In this chapter, we will also see social construction at work. You may notice that we use the word cannabis to describe the drug that is commonly known as marijuana or weed. The common word marijuana reflects a racist past. As mentioned above, the US experienced an increase in Mexican immigration after the 1910 Mexican War of Independence. Some immigrants used the herb mariguano for casual smoking. Although the immigrants were important in providing needed agricultural labor, the increase in immigration raised xenophobic fears.
Mexican immigrants were often blamed for property crimes and sexual misconduct. White people in power conveniently blamed the use of 'marijuana' for this. For instance, "One Texas state legislator proclaimed on the senate floor: 'All Mexicans are crazy and this stuff [cannabis] is what makes them crazy.'" In 1937, Harry Ainsliger, head of the Federal Bureau of Narcotics testified before Congress saying, "marihuana is an addictive drug which produces insanity, criminality, and death" (Ghelani 2020: 7-8).

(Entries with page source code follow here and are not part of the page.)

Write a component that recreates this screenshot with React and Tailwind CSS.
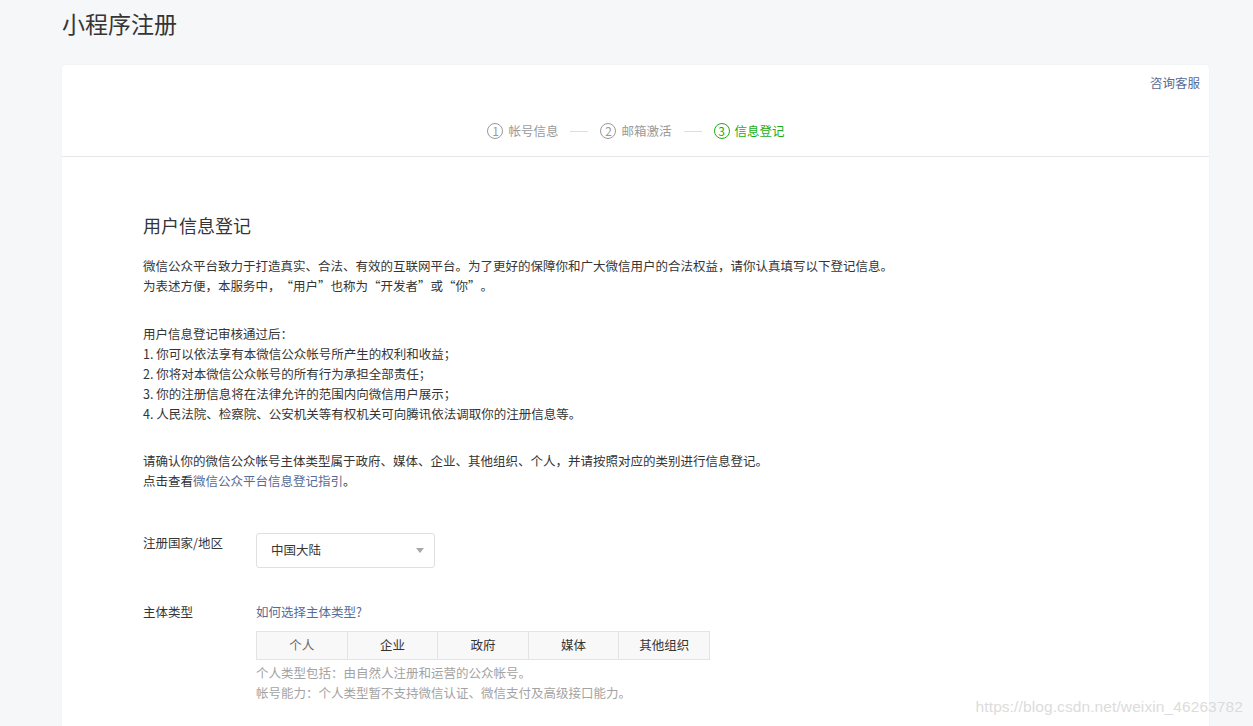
import React from 'react';

const steps = [
  { n: '1', label: '帐号信息', active: false },
  { n: '2', label: '邮箱激活', active: false },
  { n: '3', label: '信息登记', active: true },
];

const types = ['个人', '企业', '政府', '媒体', '其他组织'];

// full-width quote marks, as the original font draws them
const Lq = () => <span className="inline-block w-[1em] text-right">“</span>;
const Rq = () => <span className="inline-block w-[1em] text-left">”</span>;

export default function App() {
  return (
    <div
      className="min-h-screen bg-[#f6f7f9] text-[#353535] relative overflow-hidden"
      style={{ fontFamily: '"Noto Sans CJK SC", "Noto Sans", sans-serif' }}
    >
      <div className="pl-[62px] pr-[44px]">
        {/* Page title */}
        <h1 className="h-[65px] pt-[6px] text-[23px] leading-[34px] text-[#353535]">小程序注册</h1>

        {/* Card */}
        <div className="bg-white rounded-t-[4px] shadow-[0_0_2px_rgba(0,0,0,0.06)] min-h-[661px]">
          {/* Card header */}
          <div className="h-[92px] border-b border-[#e7e7eb] relative">
            <a className="absolute right-[9px] top-[9px] text-[12.5px] leading-[18px] text-[#576b95]">咨询客服</a>
            <div className="flex items-center justify-center pt-[57px] pl-[1px]">
              {steps.map((s, i) => (
                <React.Fragment key={s.n}>
                  {i > 0 && <span className="w-[18px] h-px bg-[#dedede] mx-[12px]" />}
                  <div className={`flex items-center text-[12.5px] leading-[18px] ${s.active ? 'text-[#1aad19]' : 'text-[#9a9a9a]'}`}>
                    <span
                      className={`w-[16px] h-[16px] rounded-full border flex items-center justify-center text-[12px] leading-none mr-[5px] ${s.active ? 'border-[#1aad19]' : 'border-[#9a9a9a]'}`}
                    >
                      {s.n}
                    </span>
                    {s.label}
                  </div>
                </React.Fragment>
              ))}
            </div>
          </div>

          {/* Body */}
          <div className="pl-[81px] pr-[40px] pt-[53px] pb-[40px]">
            <h2 className="text-[18px] leading-[30px] mb-[16px]">用户信息登记</h2>

            <div className="text-[12.5px] leading-[20px]">
              <p>微信公众平台致力于打造真实、合法、有效的互联网平台。为了更好的保障你和广大微信用户的合法权益，请你认真填写以下登记信息。</p>
              <p>
                为表述方便，本服务中，<Lq />用户<Rq />也称为<Lq />开发者<Rq />或<Lq />你<Rq />。
              </p>

              <div className="mt-[28px]">
                <p>用户信息登记审核通过后：</p>
                <p>1. 你可以依法享有本微信公众帐号所产生的权利和收益；</p>
                <p>2. 你将对本微信公众帐号的所有行为承担全部责任；</p>
                <p>3. 你的注册信息将在法律允许的范围内向微信用户展示；</p>
                <p>4. 人民法院、检察院、公安机关等有权机关可向腾讯依法调取你的注册信息等。</p>
              </div>

              <div className="mt-[27px]">
                <p>请确认你的微信公众帐号主体类型属于政府、媒体、企业、其他组织、个人，并请按照对应的类别进行信息登记。</p>
                <p>
                  点击查看<a className="text-[#576b95]">微信公众平台信息登记指引</a>。
                </p>
              </div>
            </div>

            {/* Country */}
            <div className="flex mt-[42px]">
              <label className="w-[113px] text-[12.5px] leading-[20px]">注册国家/地区</label>
              <div className="w-[179px] h-[35px] border border-[#e0e0e0] rounded-[3px] flex items-center justify-between pl-[14px] pr-[10px]">
                <span className="text-[12.5px]">中国大陆</span>
                <span className="w-0 h-0 border-l-[4px] border-r-[4px] border-t-[5px] border-l-transparent border-r-transparent border-t-[#a8a8a8]" />
              </div>
            </div>

            {/* Type */}
            <div className="flex mt-[34px]">
              <label className="w-[113px] text-[12.5px] leading-[20px]">主体类型</label>
              <div>
                <a className="block text-[12.5px] leading-[20px] text-[#576b95]">如何选择主体类型?</a>
                <div className="flex mt-[9px] border border-[#e4e4e4] bg-[#f8f8f8] w-[454px]">
                  {types.map((t, i) => (
                    <div
                      key={t}
                      className={`flex-1 h-[27px] flex items-center justify-center text-[12.5px] ${i > 0 ? 'border-l border-[#e4e4e4]' : ''} ${i === 0 ? 'text-[#6a6a6a]' : ''}`}
                    >
                      {t}
                    </div>
                  ))}
                </div>
                <div className="mt-[3px] text-[12.5px] leading-[20px] text-[#a3a3a3]">
                  <p>个人类型包括：由自然人注册和运营的公众帐号。</p>
                  <p>帐号能力：个人类型暂不支持微信认证、微信支付及高级接口能力。</p>
                </div>
              </div>
            </div>
          </div>
        </div>
      </div>

      {/* Watermark */}
      <div
        className="absolute right-[10px] top-[697px] text-[15.5px] leading-[20px] text-[#dcdcdc] tracking-[0.1px]"
        style={{ fontFamily: '"Liberation Sans", Arial, sans-serif' }}
      >
        https://blog.csdn.net/weixin_46263782
      </div>
    </div>
  );
}
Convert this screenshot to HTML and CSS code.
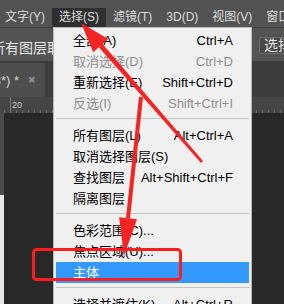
FILE: index.html
```html
<!DOCTYPE html>
<html>
<head>
    <link rel="stylesheet" href="styles.css">
</head>
<body>
    <div class="screen">
        <div class="menubar">
            <div class="item">文字(Y)</div>
            <div class="item active">选择(S)</div>
            <div class="item">滤镜(T)</div>
            <div class="item">3D(D)</div>
            <div class="item">视图(V)</div>
            <div class="item">窗口(W)</div>
        </div>

        <div class="optionsbar">
            <div class="opt-text">所有图层取样</div>
            <div class="opt-btn">选择主体</div>
        </div>

        <div class="tabs">
            <div class="tab">
                <span class="tab-name">(RGB/8*) *</span>
                <span class="tab-close">&#x2716;</span>
            </div>
        </div>

        <div class="ruler">
            <span class="ruler-num">20</span>
        </div>

        <div class="canvas">
            <div class="vruler"></div>
        </div>

        <!-- dropdown of the Select menu -->
        <div class="menu">
            <div class="mi"><span>全部(A)</span><span>Ctrl+A</span></div>
            <div class="mi off"><span>取消选择(D)</span><span>Ctrl+D</span></div>
            <div class="mi"><span>重新选择(E)</span><span>Shift+Ctrl+D</span></div>
            <div class="mi off"><span>反选(I)</span><span>Shift+Ctrl+I</span></div>
            <div class="sep"></div>
            <div class="mi"><span>所有图层(L)</span><span>Alt+Ctrl+A</span></div>
            <div class="mi"><span>取消选择图层(S)</span><span></span></div>
            <div class="mi"><span>查找图层</span><span>Alt+Shift+Ctrl+F</span></div>
            <div class="mi"><span>隔离图层</span><span></span></div>
            <div class="sep"></div>
            <div class="mi"><span>色彩范围(C)...</span><span></span></div>
            <div class="mi"><span>焦点区域(U)...</span><span></span></div>
            <div class="mi hl"><span>主体</span><span></span></div>
            <div class="sep"></div>
            <div class="mi"><span>选择并遮住(K)...</span><span>Alt+Ctrl+R</span></div>
        </div>

        <!-- red annotation drawn over the screenshot -->
        <svg class="marks" width="284" height="304" viewBox="0 0 284 304">
            <polygon points="81,23 108.2,39 93.2,52.2" />
            <polygon points="102.6,44 98.8,47.2 201,162.9 203,161.1" />
            <polygon points="143,97.2 139,96.8 126,218 130,218.4" />
            <polygon points="124,256 137,219.2 119.1,217.3" />
            <rect x="33.5" y="249.5" width="147" height="30" rx="3" />
        </svg>
    </div>
</body>
</html>
```

FILE: styles.css
```css
body {
    margin: 0;
    background-color: #282828;
    overflow: hidden;
}
.screen {
    position: relative;
    width: 284px;
    height: 304px;
    overflow: hidden;
    background-color: #282828;
    font-family: "Liberation Sans", "Noto Sans CJK SC", sans-serif;
}
.menubar {
    height: 27px;
    display: flex;
    align-items: flex-end;
    background-color: #535353;
    white-space: nowrap;
    overflow: hidden;
}
.menubar .item {
    height: 19px;
    line-height: 19px;
    padding: 0 7px;
    font-size: 12px;
    color: #dcdcdc;
    flex-shrink: 0;
}
.menubar .item:first-child {
    margin-left: -2px;
}
.menubar .item.active {
    background-color: #2f2f2f;
}
.optionsbar {
    height: 28px;
    padding-top: 5px;
    border-top: 1px solid #3e3e3e;
    display: flex;
    align-items: center;
    background-color: #535353;
    overflow: hidden;
    white-space: nowrap;
}
.opt-text {
    flex: 0 0 268px;
    margin-left: -9px;
    font-size: 14px;
    color: #e6e6e6;
}
.opt-btn {
    flex-shrink: 0;
    height: 15px;
    line-height: 15px;
    padding: 0 4px;
    margin-top: -3px;
    border: 1px solid #6c6c6c;
    border-radius: 2px;
    background-color: #484848;
    font-size: 14px;
    color: #e6e6e6;
}
.tabs {
    height: 34px;
    padding-top: 2px;
    display: flex;
    background-color: #3c3c3c;
}
.tab {
    width: 45px;
    display: flex;
    justify-content: flex-end;
    align-items: center;
    padding-right: 9px;
    box-sizing: border-box;
    overflow: hidden;
    white-space: nowrap;
    background-color: #4e4e4e;
}
.tab-name {
    flex-shrink: 0;
    font-size: 13px;
    color: #d4d4d4;
}
.tab-close {
    flex-shrink: 0;
    margin-left: 9px;
    font-size: 9px;
    color: #8e8e8e;
}
.ruler {
    position: relative;
    height: 16px;
    background-color: #454545;
    background-image: repeating-linear-gradient(90deg, #6a6a6a 0 1px, transparent 1px 6px);
    background-size: 100% 3px;
    background-position: 4px bottom;
    background-repeat: no-repeat;
}
.ruler-num {
    display: block;
    margin-left: 10px;
    padding-left: 1px;
    padding-top: 4px;
    width: 20px;
    border-left: 1px solid #7a7a7a;
    height: 12px;
    font-size: 9px;
    line-height: 9px;
    color: #c8c8c8;
}
.canvas {
    height: 191px;
    background-color: #282828;
}
.vruler {
    width: 4px;
    height: 100%;
    background: linear-gradient(#4a4a4a 0 82px, #e6e6e6 82px);
}
.menu {
    position: absolute;
    left: 53px;
    top: 27px;
    width: 199px;
    box-sizing: border-box;
    padding: 2px;
    border: 1px solid #b9b9b9;
    background-color: #f0f0f0;
}
.mi {
    height: 21px;
    line-height: 21px;
    padding: 0 16px 0 17px;
    display: flex;
    justify-content: space-between;
    font-size: 13px;
    color: #000;
    white-space: nowrap;
}
.mi.off {
    color: #8f8f8f;
}
.mi.hl {
    background-color: #3399ff;
    color: #fff;
}
.sep {
    height: 11px;
    padding-top: 4px;
    box-sizing: border-box;
}
.sep::before {
    content: "";
    display: block;
    height: 1px;
    background-color: #c5c5c5;
}
.marks {
    position: absolute;
    left: 0;
    top: 0;
    pointer-events: none;
}
.marks polygon {
    fill: #f42424;
}
.marks rect {
    fill: none;
    stroke: #ff1c1c;
    stroke-width: 3;
}
```
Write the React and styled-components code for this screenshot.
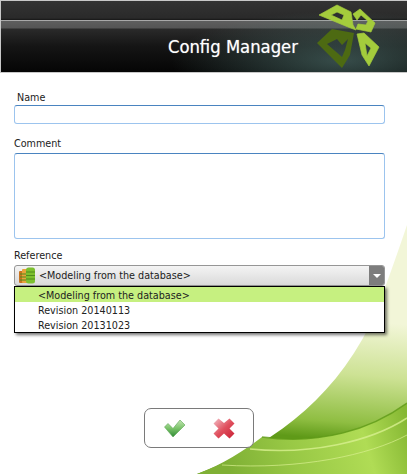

Associating the use of cannabis with Mexican immigrants by naming it 'marijuana' was a way to assert power and control over a particular ethnic group. This is using language as a social construction. To resist this oppression, we will use the word cannabis instead of the word marijuana in this chapter, except when we are quoting from other people.
In addition, we remember that a social problem arises when groups of people experience inequality. This point is particularly important when we discuss drug use and harmful drug use. Generally, people of all races use drugs at similar rates. However, people of color are likely to be arrested and jailed for drug offenses. White people are more likely to be seen as needing medical intervention, and therefore they are more likely to receive treatment. More specifically, "Although Black Americans are no more likely than Whites to use illicit drugs, they are 6-10 times more likely to be incarcerated for drug offenses" (Netherland and Hansen 2017). This racialized response to harmful drug use is a deep source of inequality, a key component of a social problem.